Enhancing Sample Selection Against Label Noise by Cutting Mislabeled Easy Examples
Suqin Yuan, Lei Feng, Bo Han, Tongliang Liu
TL;DR
The paper addresses learning with noisy labels by showing that mislabeled examples learned early can disproportionately harm generalization. It defines Mislabeled Easy Examples (MEEs) as mislabeled samples that the model predicts correctly early in training, which distort the learning of simple patterns. To mitigate MEEs, it proposes Early Cutting, a recalibration step that uses a later-stage model to reselect the confident subset initially identified, by filtering samples with high loss and high confidence and low input-gradient (MEEs) via thresholds on $L_i$, $c_i$, and $g_i$ and a rate $\gamma$. Empirically, on CIFAR-10/100, WebVision, and full ImageNet-1k with various noise types, Early Cutting improves performance over state-of-the-art methods with modest overhead and shows transferability (including to MixMatch-based semi-supervised setups); limitations include scope to vision tasks and a need for theoretical grounding.
Abstract
Sample selection is a prevalent approach in learning with noisy labels, aiming to identify confident samples for training. Although existing sample selection methods have achieved decent results by reducing the noise rate of the selected subset, they often overlook that not all mislabeled examples harm the model's performance equally.
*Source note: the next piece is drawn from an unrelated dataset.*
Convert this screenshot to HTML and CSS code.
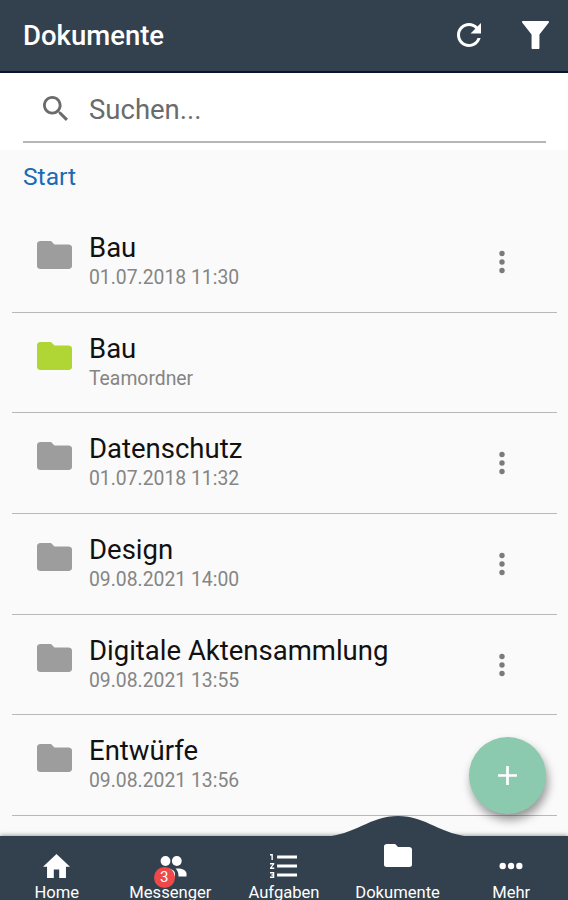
FILE: index.html
```html
<!DOCTYPE html>
<html lang="de">

<head>
  <meta charset="UTF-8" />
  <meta name="viewport" content="width=device-width, initial-scale=1.0" />
  <title>Dokumente</title>
  <link rel="stylesheet" href="styles.css">
</head>

<body>
  <svg class="sprite" aria-hidden="true">
    <symbol id="folder" viewBox="2 4 20 16" preserveAspectRatio="none">
      <path d="M10 4H4c-1.100 0-2 .7-2 1.600v12.800c0 .9.900 1.600 2 1.600h16c1.100 0 2-.7 2-1.600V7.600c0-.9-.9-1.600-2-1.600h-8l-2-2z" />
    </symbol>
    <symbol id="dots" viewBox="0 0 6 24">
      <circle cx="3" cy="3.500" r="2.700" />
      <circle cx="3" cy="12" r="2.700" />
      <circle cx="3" cy="20.500" r="2.700" />
    </symbol>
  </svg>

  <header>
    <h1>Dokumente</h1>
    <div class="header-buttons">
      <button aria-label="Aktualisieren">
        <svg class="refresh" viewBox="4 4 16 16"><path d="M17.650 6.350C16.200 4.900 14.210 4 12 4c-4.420 0-7.990 3.580-7.990 8s3.570 8 7.990 8c3.730 0 6.840-2.550 7.730-6h-2.080c-.82 2.330-3.040 4-5.650 4-3.310 0-6-2.690-6-6s2.690-6 6-6c1.660 0 3.140.69 4.220 1.780L13 11h7V4l-2.350 2.350z" /></svg>
      </button>
      <button aria-label="Filter">
        <svg class="filter" viewBox="0 0 26 27"><path d="M1 0h24c1 0 1.300 1 .7 1.700L16.800 13V26c0 .6-.4 1-1 1h-5.600c-.6 0-1-.4-1-1V13L.3 1.700C-.3 1 0 0 1 0z" /></svg>
      </button>
    </div>
  </header>

  <div class="search">
    <label class="search-field">
      <svg viewBox="3 3 17.500 17.500"><path d="M15.500 14h-.79l-.28-.27C15.410 12.590 16 11.110 16 9.500 16 5.910 13.090 3 9.500 3S3 5.910 3 9.500 5.910 16 9.500 16c1.610 0 3.090-.59 4.230-1.570l.27.28v.79l5 4.990L20.490 19l-4.990-5zm-6 0C7.010 14 5 11.990 5 9.500S7.010 5 9.500 5 14 7.010 14 9.500 11.990 14 9.500 14z" /></svg>
      <input type="text" placeholder="Suchen..." />
    </label>
  </div>

  <main>
    <a class="breadcrumb">Start</a>
    <ul class="document-list">
      <li>
        <svg class="folder"><use href="#folder" /></svg>
        <div class="info"><h2>Bau</h2><p>01.07.2018 11:30</p></div>
        <svg class="more"><use href="#dots" /></svg>
      </li>
      <li>
        <svg class="folder team"><use href="#folder" /></svg>
        <div class="info"><h2>Bau</h2><p>Teamordner</p></div>
      </li>
      <li>
        <svg class="folder"><use href="#folder" /></svg>
        <div class="info"><h2>Datenschutz</h2><p>01.07.2018 11:32</p></div>
        <svg class="more"><use href="#dots" /></svg>
      </li>
      <li>
        <svg class="folder"><use href="#folder" /></svg>
        <div class="info"><h2>Design</h2><p>09.08.2021 14:00</p></div>
        <svg class="more"><use href="#dots" /></svg>
      </li>
      <li>
        <svg class="folder"><use href="#folder" /></svg>
        <div class="info"><h2>Digitale Aktensammlung</h2><p>09.08.2021 13:55</p></div>
        <svg class="more"><use href="#dots" /></svg>
      </li>
      <li>
        <svg class="folder"><use href="#folder" /></svg>
        <div class="info"><h2>Entwürfe</h2><p>09.08.2021 13:56</p></div>
      </li>
    </ul>
  </main>

  <button class="fab" aria-label="Hinzufügen">
    <svg viewBox="0 0 20 20"><path d="M10 1v18M1 10h18" /></svg>
  </button>

  <nav>
    <svg class="bump" viewBox="0 0 150 22"><path d="M0 22C32 20 47 1 75 1s43 19 75 21z" /></svg>
    <a>
      <svg class="home" viewBox="2 3 20 17" preserveAspectRatio="none"><path d="M10 20v-6h4v6h5v-8h3L12 3 2 12h3v8z" /></svg>
      <span>Home</span>
    </a>
    <a>
      <svg class="people" viewBox="0 0 28 21"><circle cx="6.500" cy="5" r="4.900" /><circle cx="17.800" cy="5" r="4.900" /><path d="M0 20.500v-3c0-3 4-5 8-5s8 2 8 5v3zM16.500 12.600c5-.8 11 1.200 11 4.900v3h-8c0-3-.5-5.500-3-7.900z" /></svg>
      <b class="badge">3</b>
      <span>Messenger</span>
    </a>
    <a>
      <svg class="tasks" viewBox="2 4 19 16" preserveAspectRatio="none"><path d="M2 17h2v.5H3v1h1v.5H2v1h3v-4H2v1zm1-9h1V4H2v1h1v3zm-1 3h1.800L2 13.100v.9h3v-1H3.200L5 10.900V10H2v1zm5-6v2h14V5H7zm0 14h14v-2H7v2zm0-6h14v-2H7v2z" /></svg>
      <span>Aufgaben</span>
    </a>
    <a class="active">
      <svg class="docs"><use href="#folder" /></svg>
      <span>Dokumente</span>
    </a>
    <a>
      <svg class="mehr" viewBox="0 0 24 8"><circle cx="3.700" cy="4" r="3.200" /><circle cx="12" cy="4" r="3.200" /><circle cx="20.300" cy="4" r="3.200" /></svg>
      <span>Mehr</span>
    </a>
  </nav>
</body>

</html>
```
FILE: styles.css
```css
* { margin: 0; padding: 0; box-sizing: border-box; }
body {
  font-family: Roboto, "Liberation Sans", sans-serif;
  background-color: #fafafa;
  color: #111;
  height: 900px;
  display: flex;
  flex-direction: column;
  position: relative;
  overflow: hidden;
}
button { background: none; border: none; }
svg { display: block; fill: currentColor; flex: none; }
.sprite { position: absolute; width: 0; height: 0; }
header {
  background-color: #33414e;
  border-bottom: 2px solid #0b1238;
  color: white;
  height: 73px;
  flex: none;
  padding: 0 19px 1px 23px;
  display: flex;
  justify-content: space-between;
  align-items: center;
}
header h1 { font-size: 27.5px; font-weight: 500; }
.header-buttons { display: flex; align-items: center; gap: 41px; padding-bottom: 1px; }
.header-buttons button { color: white; }
.refresh { width: 24px; height: 24px; }
.filter { width: 27px; height: 28px; }
.search {
  background-color: white;
  height: 77px;
  flex: none;
  padding: 0 22px 7px 23px;
}
.search-field {
  height: 70px;
  padding: 3px 0 0 20px;
  border-bottom: 2px solid #b4b7b5;
  display: flex;
  align-items: center;
  gap: 21px;
}
.search-field svg { width: 25px; height: 25px; color: #6b6b6b; }
.search-field input {
  border: none;
  outline: none;
  font-family: inherit;
  font-size: 27.5px;
  width: 400px;
  padding-top: 2px;
}
.search-field input::placeholder { color: #6b6b6b; }
main { flex: 1; }
.breadcrumb {
  display: block;
  height: 62px;
  padding: 12px 23px 0;
  font-size: 24.6px;
  line-height: 30px;
  color: #1a6bb5;
}
.document-list { list-style: none; padding: 0 11px 0 12px; }
.document-list li {
  height: 100.7px;
  border-bottom: 1px solid #b8b8b8;
  padding: 0 52px 0 25px;
  display: flex;
  align-items: flex-start;
}
.folder { width: 35px; height: 28px; margin-top: 29px; color: #9d9d9d; }
.folder.team { color: #b0d636; }
.info { flex: 1; padding: 19px 0 0 17px; }
.info h2 { font-size: 27.5px; font-weight: 400; line-height: 34px; }
.info p { font-size: 19.35px; line-height: 26px; color: #858585; }
.more { width: 6px; height: 24px; margin-top: 38px; color: #7b7b7b; }
.fab {
  position: absolute;
  left: 469px;
  top: 737px;
  width: 77px;
  height: 77px;
  border-radius: 50%;
  background-color: #8ccab0;
  box-shadow: 2px 6px 10px rgba(0, 0, 0, 0.4);
  display: flex;
  justify-content: center;
  align-items: center;
}
.fab svg { width: 21px; height: 21px; stroke: white; stroke-width: 2.6; }
/* Bottom navigation */
nav {
  position: absolute;
  left: 0;
  right: 0;
  bottom: 0;
  height: 64px;
  background-color: #33414e;
  box-shadow: 0 -1px 4px rgba(0, 0, 0, 0.35);
  color: white;
  display: grid;
  grid-template-columns: repeat(5, 1fr);
}
nav a {
  position: relative;
  display: flex;
  flex-direction: column;
  align-items: center;
  justify-content: space-between;
  padding-top: 18px;
}
nav span { font-size: 16.6px; line-height: 20px; margin-bottom: -3px; }
nav a.active { padding-top: 8px; }
.bump {
  position: absolute;
  left: 323px;
  top: -21px;
  width: 150px;
  height: 22px;
  color: #33414e;
}
.home { width: 27px; height: 24px; }
.people { width: 28px; height: 21px; margin: 2px 0 0 5px; }
.tasks { width: 27px; height: 24px; }
.docs { width: 28px; height: 23px; }
.mehr { width: 24px; height: 8px; margin-top: 8px; }
.badge {
  position: absolute;
  left: 40px;
  top: 31px;
  width: 21px;
  height: 21px;
  border-radius: 50%;
  background-color: #f04848;
  font-size: 15px;
  font-weight: 400;
  line-height: 21px;
  text-align: center;
}
```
In this paper, we demonstrate that mislabeled examples correctly predicted by the model early in the training process are particularly harmful to model performance. We refer to these examples as Mislabeled Easy Examples (MEEs). To address this, we propose Early Cutting, which introduces a recalibration step that employs the model's later training state to re-select the confident subset identified early in training, thereby avoiding misleading confidence from early learning and effectively filtering out MEEs. Experiments on the CIFAR, WebVision, and full ImageNet-1k datasets demonstrate that our method effectively improves sample selection and model performance by reducing MEEs.